Samarinda (ANTARA) -
Kepala Dinas Kelautan dan Perikanan (DKP) Provinsi Kalimantan Timur (Kaltim) menyebutkan kepiting merupakan komoditas ekspor terbesar kedua Provinsi Kaltim setelah udang, sehingga upaya pengembangan ekspor kepiting perlu diperhatikan.
"Kami terus berupaya bagaimana mengembangkan dan pembudidayaan kepiting untuk ekspor karena merupakan komoditas ekspor terbesar kedua setelah udang," kata Kepala DKP Kaltim Irhan Hukmaidy di Samarinda, Minggu.
Ia mengatakan, berdasarkan data tahun 2020, ekspor kepiting bakau dari Kecamatan Anggana Kabupaten Kutai Kartanegara sebesar 195 ton, pada tahun 2021 naik menjadi 1.800 ton, Pembudidayaan bersama nelayan dan eksportir kepiting bangkit dari keterpurukan. Namun ekspor kepiting pada 2022 tercatat sekitar 900 ton, mengalami penurunan dampak regulasi terbaru dari Menteri Kelautan dan Perikanan.
Irhan menyebutkan, untuk negara tujuan ekspor kepiting, paling banyak ke Cina, Jepang, Hongkong, dan sedikit ke Australia.
Ia mengemukakan, tingginya jumlah ekspor kepiting membuat DKP Kaltim mengakomodir masukan dari Asosiasi Petani Kepiting Kaltim mengenai Peraturan Menteri (Permen) Kelautan dan Perikanan (KP) Nomor 16 Tahun 2022 yang berdampak terhadap penurunan perdagangan ekspor kepiting Kaltim, hingga mencapai 80 persen.
Irhan menjelaskan, pada Permen KP Nomor 16 Tahun 2022 terutama pada Pasal 8 ayat (1) tentang penangkapan, lalu lintas dan/atau pengeluaran kepiting. Pada poin b, lebih spesifik mengatur soal ukuran kepiting yang boleh ditangkap maupun dikirim yakni ukuran 12 sentimeter ke atas.
"Kami sudah mediasi juga ke Komisi II DPRD Kaltim untuk membicarakan solusi untuk revisi atas Permen KP tersebut dengan menyurati ke Kementerian terkait pasal yang dimaksud, kalau bisa ada tambahan redaksi yang bisa merelaksasi petani kepiting, dengan bunyi ukuran kepiting 12 sentimeter atau berat minimal 150 gram per ekor, " katanya.
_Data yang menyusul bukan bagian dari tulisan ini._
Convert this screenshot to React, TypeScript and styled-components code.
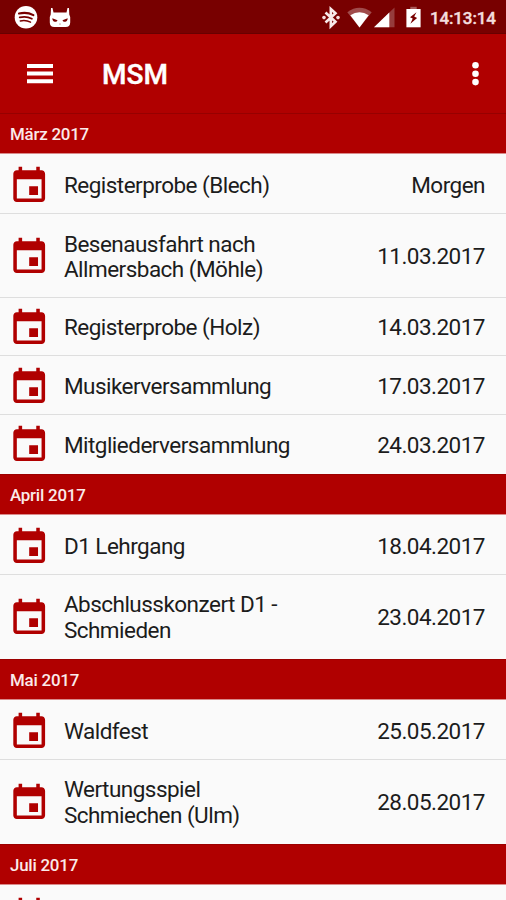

Ia mengaku Permen KP tersebut bagus untuk meningkatkan kualitas ekspor hasil perikanan, namun petani kepiting lokal memang perlu penyesuaian atas hal itu, karena dampaknya saat ini selain penurunan ekspor, juga berpengaruh terhadap penyerapan tenaga kerja lokal.
Sebelumnya Anggota DPRD Kaltim Sapto Setyo Pramono beberapa waktu lalu menyatakan, para pelaku usaha kepiting mengeluhkan mengalami penurunan ekspor yang signifikan. Pasalnya, mengutip dari pernyataan petani kepiting dari yang biasanya 100 persen pengiriman kepiting misalnya 25 sampai 30 box per hari, mengalami penurunan sangat signifikan di bawah 50 persen per hari.
“Oleh karena itu kami merekomendasikan ke Pimpinan DPRD Kaltim untuk bersurat ke Kementerian KP agar ada solusi dari pihak Kementerian untuk merevisi Permen tersebut terutama pada pasal 8 ayat 1 poin b,” kata Sapto.
Menurutnya, substansi yang direvisi pada Permen KP Nomor 16 Tahun 2022 pasal 8 ayat 1 poin b semula ukuran lebar karapas (kepiting) di atas 12 sentimeter per ekor, untuk direvisi menjadi ukuran lebar karapas di atas 12 sentimeter atau minimal 200 gram per ekor.
"Komisi II DPRD Kaltim berencana melakukan kunjungan ke Komisi IV DPR RI guna membahas terkait Permen KP Nomor 16 Tahun 2022 untuk dicarikan solusi agar ada percepatan dan pertumbuhan ekspor kepiting dari Kaltim," kata Sapto.